* BEGIN *

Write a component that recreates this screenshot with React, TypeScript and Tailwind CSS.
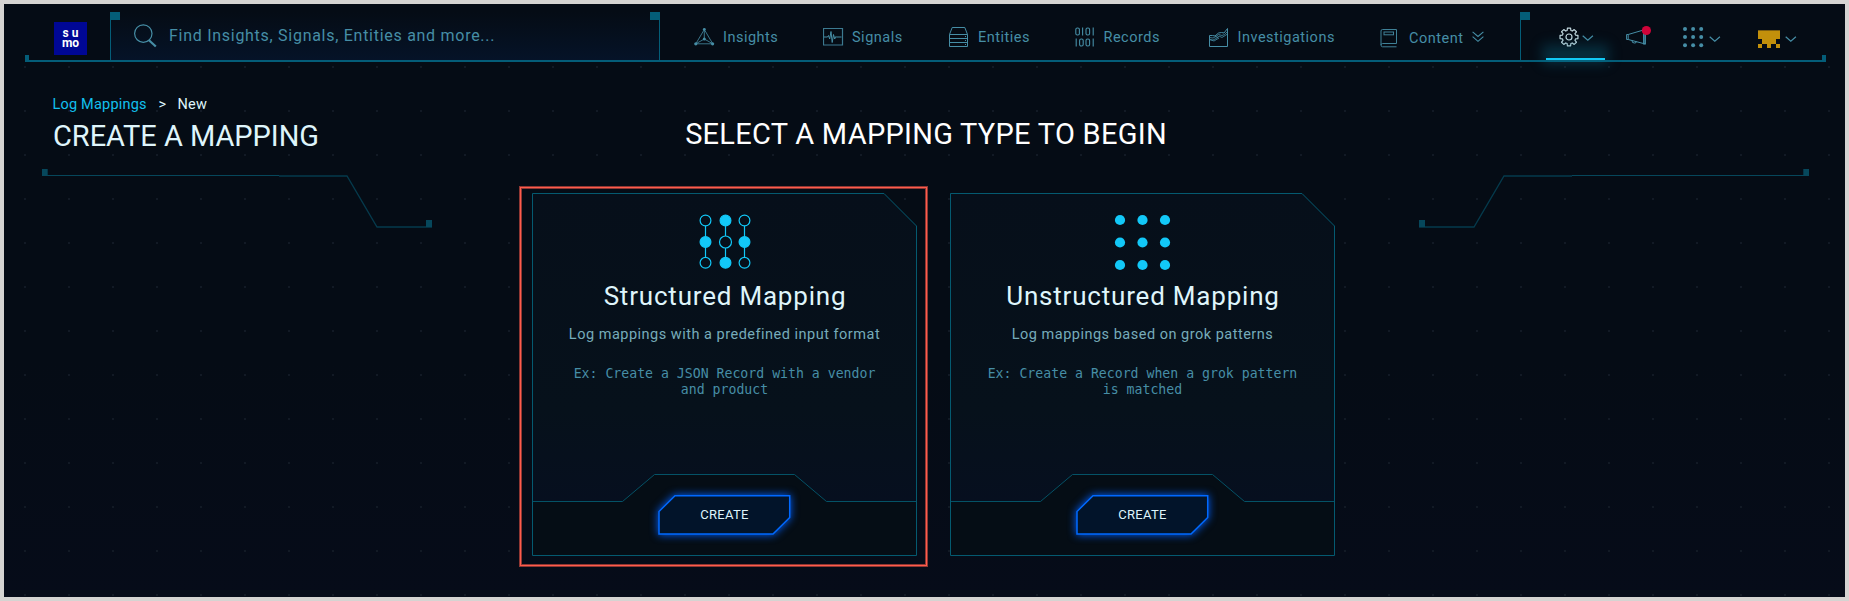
import type { ReactNode } from "react";

const line = "#468ea6";

function InsightsIcon() {
  return (
    <svg width="21" height="20" viewBox="0 0 21 20" fill="none" stroke={line} strokeWidth="0.8">
      <path d="M10.3 2.5L1.8 16.8H18.8ZM10.3 2.5V12L1.8 16.8M10.3 12L18.8 16.8" />
      <g fill={line} stroke="none">
        <circle cx="10.3" cy="2.3" r="1.4" />
        <circle cx="1.8" cy="16.8" r="1.6" />
        <circle cx="18.6" cy="16.8" r="1.6" />
        <circle cx="10.3" cy="12" r="1.5" />
      </g>
    </svg>
  );
}

function SignalsIcon() {
  return (
    <svg width="21" height="20" viewBox="0 0 21 20" fill="none" stroke={line} strokeWidth="1">
      <path d="M0.5 1.5H19.5V18H0.5Z" strokeWidth="1.2" opacity="0.85" />
      <path d="M1 10H4.5L5.5 8.5L6.7 12L8 4.5L9.2 15.5L10.5 7.5L11.7 12L12.8 9.5L13.5 10H18.5" />
    </svg>
  );
}

function EntitiesIcon() {
  return (
    <svg width="20" height="21" viewBox="0 0 20 21" fill="none" stroke={line} strokeWidth="1">
      <path d="M0.5 7.5L3.2 0.5H15.8L18.5 7.5V19.5H0.5ZM0.5 7.5H18.5M0.5 11.5H18.5M0.5 15.5H18.5M16 9.5H17M16 13.5H17M16 17.5H17" />
    </svg>
  );
}

function RecordsIcon() {
  return (
    <svg width="20" height="20" viewBox="0 0 20 20" fill="none" stroke={line} strokeWidth="1.1">
      <rect x="0.8" y="1" width="3.6" height="7" rx="1.6" />
      <path d="M7.6 0.5V8.5M18.2 0.5V8.5M1.2 11.5V19.5M18.2 11.5V19.5" />
      <rect x="11" y="1" width="3.6" height="7" rx="1.6" />
      <rect x="4.6" y="12" width="3.6" height="7" rx="1.6" />
      <rect x="11" y="12" width="3.6" height="7" rx="1.6" />
    </svg>
  );
}

function InvestigationsIcon() {
  return (
    <svg width="20" height="20" viewBox="0 0 20 20" fill="none" stroke={line} strokeWidth="1">
      <path d="M0.5 8.5V19.5H18.5V1.5L15 6L12.5 5.5L9.5 6L6 9L3.5 8.5L0.5 8.5" />
      <path d="M0.5 10.5L4 11L7 9.5L9.5 7.5L13 8.5L15.5 7.5L18.5 4.5M0.5 12.5L4 13L7 11.5L10 9L13 10.5L18.5 7M0.5 12.5L5 14L10 11M6 9L9.5 11" strokeWidth="0.8" />
    </svg>
  );
}

function ContentIcon() {
  return (
    <svg width="18" height="20" viewBox="0 0 18 20" fill="none" stroke={line} strokeWidth="1" opacity="0.9">
      <path d="M16.5 1.5H2.5Q1 1.5 1 3V17Q1 18.8 2.5 18.8H16.5M16.5 1.5V15.5H2.5Q1 15.5 1 17" />
      <rect x="4" y="4" width="9.5" height="2.8" />
    </svg>
  );
}

function Chevron() {
  return (
    <svg width="12" height="7" viewBox="0 0 12 7" fill="none" stroke={line} strokeWidth="1.2">
      <path d="M0.7 0.8L5.8 5.3L10.9 0.8" />
    </svg>
  );
}

function DoubleChevron() {
  return (
    <svg width="12" height="12" viewBox="0 0 12 12" fill="none" stroke={line} strokeWidth="1.1">
      <path d="M0.6 0.8L6 5.5L11.4 0.8M0.6 5.6L6 10.3L11.4 5.6" />
    </svg>
  );
}

function GearIcon() {
  const teeth = Array.from({ length: 8 }, (_, i) => {
    const point = (r: number, deg: number) => {
      const a = ((i * 45 + deg) * Math.PI) / 180;
      return `${(10 + r * Math.sin(a)).toFixed(2)} ${(10 - r * Math.cos(a)).toFixed(2)}`;
    };
    return `${i ? "L" : "M"}${point(6.8, -16)}L${point(9.1, -10)}L${point(9.1, 10)}L${point(6.8, 16)}`;
  });
  return (
    <svg width="20" height="20" viewBox="0 0 20 20" fill="none" stroke="#c3d9e0" strokeWidth="1.2" strokeLinejoin="round">
      <path d={teeth.join("") + "Z"} />
      <circle cx="10" cy="10" r="3" />
    </svg>
  );
}

function MegaphoneIcon() {
  return (
    <svg width="26" height="24" viewBox="0 0 26 24" fill="none" stroke={line} strokeWidth="1">
      <path d="M0.6 9.5V14.5H2.2V9.5ZM2.2 9.5L17.5 5M2.2 14.5L18.5 18.8M6 15.3Q5.8 18.2 8.5 18Q10.5 18 10.5 16.5" />
      <rect x="17.6" y="5" width="1.8" height="14" fill="#28627a" />
      <circle cx="20.4" cy="5.5" r="4.6" fill="#cf0439" stroke="none" />
    </svg>
  );
}

function AppsIcon() {
  const pos = [2, 10.1, 18.2];
  return (
    <svg width="21" height="21" viewBox="0 0 21 21" fill="#468ea6">
      {pos.map((y) => pos.map((x) => <circle key={`${x}-${y}`} cx={x} cy={y} r="2" />))}
    </svg>
  );
}

function AvatarIcon() {
  return (
    <svg width="22" height="18" viewBox="0 0 22 18" shapeRendering="crispEdges" fill="#c2900b">
      <path d="M0 0H22V9H18V14H22V18H18V14H13V18H9V14H4V18H0V14H4V9H0Z" />
      <path d="M0 0H22V1H0Z" fill="#7d5f10" />
    </svg>
  );
}

function NavItem({ icon, label, className }: { icon: ReactNode; label: string; className: string }) {
  return (
    <a className={`flex items-center ${className}`}>
      <span className="flex w-[29px] shrink-0">{icon}</span>
      <span className="pt-[2px] text-[14.5px] tracking-[0.5px] text-[#468ea6]">{label}</span>
    </a>
  );
}

function Header() {
  return (
    <header className="flex h-[58px] bg-[#050c15] px-[21px]">
      <div className="flex w-[1801px] border-b-2 border-[#045d78]">
        <div className="h-[5px] w-1 self-end bg-[#045d78]" />
        <div className="w-[81px] pt-[18px] pl-[25px]">
          <div className="h-[33px] w-[33px] bg-[#000795] pt-[6px] text-center text-[12px] leading-[10px] font-bold whitespace-pre-line text-white">
            {"s u\nmo"}
          </div>
        </div>
        <div className="relative mt-2 flex w-[550px] items-center border-x border-[#045d78] bg-linear-to-b from-[#050c15] to-[#051328] pl-[23px]">
          <div className="absolute top-0 left-0 h-2 w-[9px] bg-[#045d78]" />
          <div className="absolute top-0 right-0 h-2 w-[9px] bg-[#045d78]" />
          <svg width="24" height="24" viewBox="0 0 24 24" fill="none" stroke={line} strokeWidth="1.2">
            <circle cx="9.3" cy="9.6" r="8.7" />
            <path d="M15 16.2L21.8 22.5" strokeWidth="2.2" />
          </svg>
          <span className="pl-[11px] text-[16px] tracking-[0.72px] text-[#468ea6]">
            Find Insights, Signals, Entities and more...
          </span>
        </div>
        <nav className="flex w-[860px] items-center pt-[10px] pl-[34px]">
          <NavItem icon={<InsightsIcon />} label="Insights" className="w-[129px]" />
          <NavItem icon={<SignalsIcon />} label="Signals" className="w-[126px]" />
          <NavItem icon={<EntitiesIcon />} label="Entities" className="w-[125.5px]" />
          <NavItem icon={<RecordsIcon />} label="Records" className="w-[134px]" />
          <NavItem icon={<InvestigationsIcon />} label="Investigations" className="w-[171.5px]" />
          <NavItem icon={<ContentIcon />} label="Content" className="w-[92px] pt-px" />
          <DoubleChevron />
        </nav>
        <div className="relative mt-2 flex w-[302px] items-stretch border-l border-[#045d78]">
          <div className="absolute top-0 left-0 h-2 w-[9px] bg-[#045d78]" />
          <div className="relative ml-[25px] flex w-[59px] items-center border-b-2 border-[#12c8f4] pl-[13px]">
            <div className="absolute right-0 -bottom-1 left-0 h-3 bg-[#0b7796]/30 shadow-[0_-2px_8px_4px_rgba(11,119,150,0.28)] blur-[4px]" />
            <div className="absolute right-0 -bottom-[2px] left-0 h-[2px] bg-[#12c8f4]" />
            <span className="pt-[3px]"><GearIcon /></span>
            <span className="pt-1.5 pl-[3px]"><Chevron /></span>
          </div>
          <div className="w-[78px] pt-[13px] pl-[20.5px]"><MegaphoneIcon /></div>
          <div className="flex w-[75px] pt-[15px]">
            <AppsIcon />
            <span className="pt-[9px] pl-[5px]"><Chevron /></span>
          </div>
          <div className="flex pt-[18px]">
            <AvatarIcon />
            <span className="pt-[6px] pl-[5px]"><Chevron /></span>
          </div>
        </div>
        <div className="h-[5px] w-1 self-end bg-[#045d78]" />
      </div>
    </header>
  );
}

function Bracket({ className }: { className: string }) {
  return (
    <svg width="390" height="60" viewBox="0 0 390 60" fill="none" stroke="#06475b" className={className}>
      <path d="M0 7.5H237" />
      <path d="M237 8H305L335 59H390" stroke="#053a4c" strokeWidth="1.3" />
      <path d="M0 1H5.7V8H0ZM384 52H390V59H384Z" fill="#06475b" stroke="none" />
    </svg>
  );
}

function CreateButton() {
  return (
    <button className="relative flex h-[40px] w-[133px] items-center justify-center">
      <svg width="133" height="40" viewBox="0 0 133 40" className="absolute inset-0 overflow-visible drop-shadow-[0_0_4px_#0060ff]">
        <path d="M17 0.7H131.7V22.5L115 39H1V16.5Z" fill="#02142a" stroke="#0069ff" strokeWidth="1.5" />
      </svg>
      <span className="relative text-[13px] tracking-[0.3px] text-[#dff5fb]">CREATE</span>
    </button>
  );
}

function MappingCard({ icon, title, text, example }: { icon: ReactNode; title: string; text: string; example: string }) {
  return (
    <article className="relative flex h-[363px] w-[385px] flex-col items-center">
      <svg width="385" height="363" viewBox="0 0 385 363" className="absolute inset-0">
        <defs>
          <linearGradient id="panel" x1="0" y1="0" x2="0" y2="1">
            <stop offset="0" stopColor="#060f1a" />
            <stop offset="0.7" stopColor="#06111b" />
            <stop offset="1" stopColor="#060f1f" />
          </linearGradient>
        </defs>
        <path d="M0.5 0.5H352L384.5 33V308.5H294.5L262.5 281.5H122.5L90.5 308.5H0.5Z" fill="url(#panel)" />
        <path d="M0.5 308.5H90.5L122.5 281.5H262.5L294.5 308.5H384.5V362.5H0.5Z" fill="#050d15" />
        <path d="M0.5 308.5H90.5L122.5 281.5H262.5L294.5 308.5H384.5" fill="none" stroke="#045266" />
        <path d="M0.5 0.5H352L384.5 33V362.5H0.5Z" fill="none" stroke="#045a70" />
      </svg>
      <div className="relative mt-[21px] flex h-[57px]">{icon}</div>
      <h2 className="relative mt-[7px] pl-px text-[26px] leading-[36px] tracking-[0.8px] text-[#dff5fb]">{title}</h2>
      <p className="relative mt-[11px] text-[14.5px] leading-[20px] tracking-[0.5px] text-[#76acba]">{text}</p>
      <p className="relative mt-[20.5px] w-[330px] text-center font-['DejaVu_Sans_Mono',monospace] text-[13.2px] leading-[16px] text-[#468ea6]">
        {example}
      </p>
      <div className="absolute bottom-[21px] left-[126px]"><CreateButton /></div>
    </article>
  );
}

function StructuredIcon() {
  const cols = [6.5, 26.5, 45.5];
  const rows = [6.5, 28, 48.8];
  return (
    <svg width="52" height="56" viewBox="0 0 52 56" stroke="#12c8f8" strokeWidth="1.2">
      {cols.map((x) => <path key={x} d={`M${x} 6.5V48.8`} />)}
      {cols.map((x, i) =>
        rows.map((y, j) => (
          <circle key={`${i}${j}`} cx={x} cy={y} r={i === 1 && j === 1 ? 6 : 5.4} fill={(i + j) % 2 ? "#12c8f8" : "#060f1a"} />
        ))
      )}
    </svg>
  );
}

function UnstructuredIcon() {
  const pos = [6, 28.5, 51];
  return (
    <svg width="57" height="57" viewBox="0 0 57 57" fill="#12c8f8">
      {pos.map((y) => pos.map((x) => <circle key={`${x}-${y}`} cx={x} cy={y} r="5.1" />))}
    </svg>
  );
}

export default function App() {
  return (
    <div className="h-[601px] w-[1849px] overflow-hidden border-4 border-[#d5d4d2] bg-[#050c15] font-['Roboto',sans-serif]">
      <div className="flex h-[593px] flex-col bg-[radial-gradient(circle_at_center,#121a25_1px,transparent_1px),linear-gradient(#050c15_60%,#060c19)] bg-[size:44px_44px,100%_100%] bg-[position:-1px_41px,0_0]">
        <Header />
        <main className="flex flex-1">
          <section className="ml-[38px] w-[392px] pt-[32px]">
            <div className="flex pl-[10.5px] text-[14.5px] leading-[22px] tracking-[0.2px] whitespace-pre text-[#dff5fb]">
              <a className="w-[106px] text-[#12c0ee]">Log Mappings</a>
              <span className="w-[19px]">&gt;</span>
              <span>New</span>
            </div>
            <h1 className="pt-[2px] pl-[11px] text-[29px] leading-[36px] tracking-[-0.05px] text-[#dff5fb]">CREATE A MAPPING</h1>
            <Bracket className="mt-[14px]" />
          </section>
          <section className="ml-[85px] w-[817px] pt-[54px]">
            <h1 className="pr-[3px] text-center text-[29px] leading-[36px] tracking-[0.27px] text-white">
              SELECT A MAPPING TYPE TO BEGIN
            </h1>
            <div className="flex pt-[34px]">
              <div className="h-[381px] w-[409px] border border-[#8f3733]">
                <div className="h-full border border-[#ff5c4c]">
                  <div className="h-full border border-[#8f3733] pt-[4px] pl-[10px]">
                    <MappingCard
                      icon={<StructuredIcon />}
                      title="Structured Mapping"
                      text="Log mappings with a predefined input format"
                      example="Ex: Create a JSON Record with a vendor and product"
                    />
                  </div>
                </div>
              </div>
              <div className="pt-[7px] pl-[22px]">
                <MappingCard
                  icon={<UnstructuredIcon />}
                  title="Unstructured Mapping"
                  text="Log mappings based on grok patterns"
                  example="Ex: Create a Record when a grok pattern is matched"
                />
              </div>
            </div>
          </section>
          <section className="ml-[83px] pt-[106px]">
            <Bracket className="-scale-x-100" />
          </section>
        </main>
      </div>
    </div>
  );
}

* END *

To do: Show every line from the listing above in which the string "with" appears.

Problem solution:
Write a component that recreates this screenshot with React, TypeScript and Tailwind CSS.
                      text="Log mappings with a predefined input format"
                      example="Ex: Create a JSON Record with a vendor and product"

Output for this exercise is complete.